NUM_CALIBRATION_SAMPLES = 512
MAX_SEQUENCE_LENGTH = 2048
# Load and shuffle the dataset
ds = load_dataset(DATASET_ID, split=f"{DATASET_SPLIT}[:{NUM_CALIBRATION_SAMPLES}]")
ds = ds.shuffle(seed=42)
# Apply chat template
def preprocess(example):
return {
"text": tokenizer.apply_chat_template(
example["messages"],
tokenize=False,
)
}
ds = ds.map(preprocess)
# Tokenize
def tokenize(sample):
return tokenizer(
sample["text"],
padding=False,
max_length=MAX_SEQUENCE_LENGTH,
truncation=True,
add_special_tokens=False,
)
ds = ds.map(tokenize, remove_columns=ds.column_names)
Note: 512 calibration samples is a good starting point. Increasing the number of samples can improve quantization accuracy.
Step 3: Configure the Quantization Recipe
Define which layers to quantize and which to ignore.

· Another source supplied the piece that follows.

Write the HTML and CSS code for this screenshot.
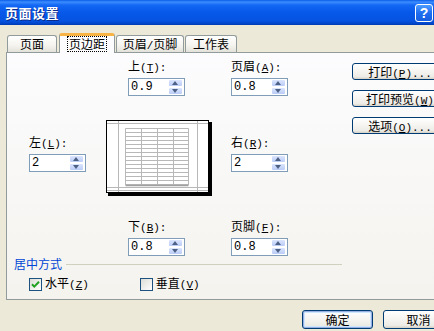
FILE: index.html
```html
<!DOCTYPE html>
<html lang="zh-CN">
<head>
  <meta charset="UTF-8" />
  <title>页面设置</title>
  <link rel="stylesheet" href="styles.css">
</head>
<body>

<div class="dialog">
  <div class="titlebar">
    <span class="title">页面设置</span>
    <span class="help">?</span>
  </div>

  <div class="tabs">
    <div class="tab t1">页面</div>
    <div class="tab t2 active"><span class="focus">页边距</span></div>
    <div class="tab t3">页眉<span class="hw">/</span>页脚</div>
    <div class="tab t4">工作表</div>
  </div>

  <div class="panel">
    <div class="margins">
      <div class="field f-top">
        <label>上<span class="hw">(<u>T</u>):</span></label>
        <div class="spinbox"><span class="val">0.9</span><span class="spin"><i class="up"></i><i class="dn"></i></span></div>
      </div>
      <div class="field f-header">
        <label>页眉<span class="hw">(<u>A</u>):</span></label>
        <div class="spinbox"><span class="val">0.8</span><span class="spin"><i class="up"></i><i class="dn"></i></span></div>
      </div>

      <div class="side-buttons">
        <button class="btn">打印<span class="hw">(<u>P</u>)...</span></button>
        <button class="btn">打印预览<span class="hw">(<u>W</u>)</span></button>
        <button class="btn">选项<span class="hw">(<u>O</u>)...</span></button>
      </div>

      <div class="field f-left">
        <label>左<span class="hw">(<u>L</u>):</span></label>
        <div class="spinbox"><span class="val">2</span><span class="spin"><i class="up"></i><i class="dn"></i></span></div>
      </div>

      <svg class="preview" width="106" height="76" viewBox="0 0 106 76">
        <rect x="2" y="2" width="104" height="74" fill="#000"/>
        <rect x="0.5" y="0.5" width="102" height="72" fill="#fff" stroke="#000"/>
        <g stroke="#b8b8b8" fill="none">
          <path d="M1 3.5H102M1 67.5H102M1 70.5H102M12.5 1V72M91.5 1V72"/>
          <path d="M19.5 8.5H82.5M19.5 12.5H82.5M19.5 16.5H82.5M19.5 20.5H82.5M19.5 24.5H82.5M19.5 28.5H82.5M19.5 32.5H82.5M19.5 36.5H82.5M19.5 40.5H82.5M19.5 44.5H82.5M19.5 48.5H82.5M19.5 52.5H82.5M19.5 56.5H82.5M19.5 60.5H82.5M19.5 64.5H82.5"/>
          <path d="M19.5 8.5V65M35.5 8.5V65M51.5 8.5V65M67.5 8.5V65M82.5 8.5V65"/>
          <path d="M19.5 65.5H82.5" stroke="#a0a0a0" stroke-width="1.5"/>
        </g>
      </svg>

      <div class="field f-right">
        <label>右<span class="hw">(<u>R</u>):</span></label>
        <div class="spinbox"><span class="val">2</span><span class="spin"><i class="up"></i><i class="dn"></i></span></div>
      </div>

      <div class="field f-bottom">
        <label>下<span class="hw">(<u>B</u>):</span></label>
        <div class="spinbox"><span class="val">0.8</span><span class="spin"><i class="up"></i><i class="dn"></i></span></div>
      </div>
      <div class="field f-footer">
        <label>页脚<span class="hw">(<u>F</u>):</span></label>
        <div class="spinbox"><span class="val">0.8</span><span class="spin"><i class="up"></i><i class="dn"></i></span></div>
      </div>
    </div>

    <div class="center-group">
      <div class="group-title"><span>居中方式</span><span class="rule"></span></div>
      <div class="checks">
        <label class="check c1">
          <span class="box"><svg width="11" height="11" viewBox="0 0 11 11"><path d="M2 5.2L4.3 7.6L9 2.8" fill="none" stroke="#21a121" stroke-width="2"/></svg></span>
          <span>水平<span class="hw">(<u>Z</u>)</span></span>
        </label>
        <label class="check c2">
          <span class="box"></span>
          <span>垂直<span class="hw">(<u>V</u>)</span></span>
        </label>
      </div>
    </div>
  </div>

  <div class="footer">
    <button class="btn btn-big default">确定</button>
    <button class="btn btn-big">取消</button>
  </div>
</div>

</body>
</html>
```

FILE: styles.css
```css
* { box-sizing: border-box; }
html, body {
  margin: 0;
  padding: 0;
  width: 434px;
  height: 331px;
  overflow: hidden;
  background: #ece9d8;
}
body {
  font-family: "Noto Sans CJK SC", "Liberation Sans", sans-serif;
  font-size: 12px;
  color: #000;
}
u { text-decoration: underline; text-underline-offset: 1px; }
.hw {
  font-family: "Liberation Mono", monospace;
  font-size: 11px;
}

.dialog {
  width: 436px;
  height: 331px;
  background: #ece9d8;
}

/* title bar */
.titlebar {
  height: 25px;
  display: flex;
  align-items: center;
  padding: 0 3px 0 5px;
  background: linear-gradient(#0a5de6 0, #3d8dff 2px, #1468f4 5px, #0759ea 12px, #0553e0 21px, #0042c4 24px, #003aae 25px);
}
.title {
  color: #fff;
  font-weight: bold;
  font-size: 13px;
  letter-spacing: 0.5px;
  text-shadow: 1px 1px 0 #0a2a8c;
}
.help {
  margin-left: auto;
  width: 18px;
  height: 18px;
  border: 1px solid #fff;
  border-radius: 3px;
  background: linear-gradient(#4d9cff, #1f6ef0 50%, #175ee0);
  color: #fff;
  font: bold 14px/16px "Liberation Sans", sans-serif;
  text-align: center;
}

/* tabs */
.tabs {
  display: flex;
  align-items: flex-start;
  height: 20px;
  margin-top: 8px;
  padding-left: 7px;
  position: relative;
  z-index: 1;
}
.tab {
  height: 17px;
  margin-top: 2px;
  border: 1px solid #919b9c;
  border-bottom: none;
  border-radius: 3px 3px 0 0;
  background: linear-gradient(#fff, #f4f3ee 60%, #e3e2da);
  text-align: center;
  line-height: 16px;
  white-space: nowrap;
}
.t1 { width: 50px; }
.t2 { width: 56px; margin-left: 2px; }
.t3 { width: 68px; margin-left: 1px; }
.t4 { width: 52px; margin-left: 1px; }
.tab.active {
  height: 20px;
  margin-top: 0;
  background: #fcfcfe;
  border-top: 3px solid #f7b445;
}
.focus {
  display: inline-block;
  padding: 0 1px;
  line-height: 14px;
  border: 1px dotted #000;
}

/* panel */
.panel {
  margin-left: 6px;
  margin-top: -1px;
  width: 460px;
  height: 248px;
  border: 1px solid #919b9c;
  background: linear-gradient(#fcfcfe, #f4f3ee);
}
.margins {
  display: grid;
  grid-template-columns: 77px 125px 121px 96px;
  grid-template-rows: 35px 75px 35px;
  row-gap: 25px;
  padding: 6px 0 0 22px;
}
.field label {
  display: block;
  line-height: 14px;
  white-space: nowrap;
}
.spinbox {
  margin-top: 3px;
  width: 57px;
  height: 18px;
  border: 1px solid #7f9db9;
  background: #fff;
  display: flex;
  align-items: center;
  padding: 0 1px 0 2px;
}
.val {
  font-family: "Liberation Mono", monospace;
  font-size: 12px;
  line-height: 16px;
}
.spin {
  margin-left: auto;
  width: 15px;
  height: 16px;
  display: flex;
  flex-direction: column;
}
.spin i {
  flex: 1;
  position: relative;
  border: 1px solid #fff;
  border-radius: 2px;
  background: linear-gradient(#dbe5fd, #b9cbf7);
}
.spin i::after {
  content: "";
  position: absolute;
  left: 3px;
  top: 1px;
  border-left: 3.5px solid transparent;
  border-right: 3.5px solid transparent;
}
.spin .up::after { border-bottom: 4px solid #4d6185; }
.spin .dn::after { border-top: 4px solid #4d6185; }

.f-top { grid-column: 2; grid-row: 1; margin-left: 22px; }
.f-header { grid-column: 3; grid-row: 1; }
.f-left { grid-column: 1; grid-row: 2; margin-top: 16px; }
.f-right { grid-column: 3; grid-row: 2; margin-top: 16px; }
.f-bottom { grid-column: 2; grid-row: 3; margin-left: 22px; }
.f-footer { grid-column: 3; grid-row: 3; }
.preview { grid-column: 2; grid-row: 2; margin-top: 1px; display: block; }

.side-buttons {
  grid-column: 4;
  grid-row: 1 / span 2;
  display: flex;
  flex-direction: column;
  gap: 10px;
  margin-top: 4px;
}

/* buttons */
.btn {
  font-family: "Noto Sans CJK SC", "Liberation Sans", sans-serif;
  font-size: 12px;
  color: #000;
  width: 96px;
  height: 17px;
  padding: 0;
  line-height: 15px;
  border: 1px solid #003c74;
  border-radius: 3px;
  background: linear-gradient(#fff, #f5f4f0 50%, #ecebe6 85%, #d6d0c5);
  white-space: nowrap;
}

/* centering group */
.center-group { padding: 3px 0 0 7px; }
.group-title {
  width: 328px;
  display: flex;
  align-items: center;
  line-height: 14px;
  color: #0046d5;
}
.rule {
  flex: 1;
  margin-left: 4px;
  height: 1px;
  background: #d0d0bf;
}
.checks {
  display: flex;
  margin-top: 5px;
  line-height: 14px;
}
.check {
  display: flex;
  align-items: center;
  gap: 3px;
}
.c1 { margin-left: 15px; }
.c2 { margin-left: 51px; }
.box {
  width: 13px;
  height: 13px;
  border: 1px solid #1c5180;
  background: linear-gradient(135deg, #dcdcd7, #fff);
  display: flex;
  align-items: center;
  justify-content: center;
}

/* footer */
.footer {
  display: flex;
  gap: 10px;
  padding-left: 302px;
  margin-top: 10px;
}
.btn-big {
  width: 71px;
  height: 19px;
  flex-shrink: 0;
  line-height: 17px;
}
.btn.default {
  box-shadow: inset 0 0 0 1px #97aee2, inset 0 0 0 2px #cee7ff;
}
```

GLM-4.7 has dense layers at the beginning that should be excluded:
from llmcompressor.modifiers.transform.awq import AWQModifier
from llmcompressor.modifiers.quantization import QuantizationModifier
moe_ignores = [
# Layers 0-2: Dense layers - ignore entire layers
"model.layers.0.*",
"model.layers.1.*",
"model.layers.2.*",
# Ignore the output head
"lm_head",
]
# Configure AWQ with W4A16 (4-bit weights, 16-bit activations)
recipe = [
AWQModifier(),
QuantizationModifier(targets="Linear", scheme="W4A16", ignore=moe_ignores)
]
Why ignore these layers?
- Layers 0-2 are dense (non-MoE) layers that may be sensitive to aggressive quantization
- The lm_head (language model head) is typically kept at higher precision for better output quality
Step 4: Run Quantization with oneshot
Apply the quantization recipe using the oneshot method:
from llmcompressor import oneshot
oneshot(
model=model,
dataset=ds,
recipe=recipe,
max_seq_length=MAX_SEQUENCE_LENGTH,
num_calibration_samples=NUM_CALIBRATION_SAMPLES,
)
The oneshot method:
- Calibrates the quantization parameters using the provided dataset
- Applies AWQ to quantize weights to 4-bit precision
- Automatically uses the calibration-friendly MoE definition to ensure all experts are properly calibrated
Step 5: Save the Quantized Model
Save the compressed model to disk:
SAVE_DIR = model_id.rstrip("/").split("/")[-1] + "-W4A16-G128"
model.save_pretrained(SAVE_DIR, save_compressed=True)
tokenizer.save_pretrained(SAVE_DIR)
The model will be saved in a compressed format with 4-bit weights, ready for vLLM inference.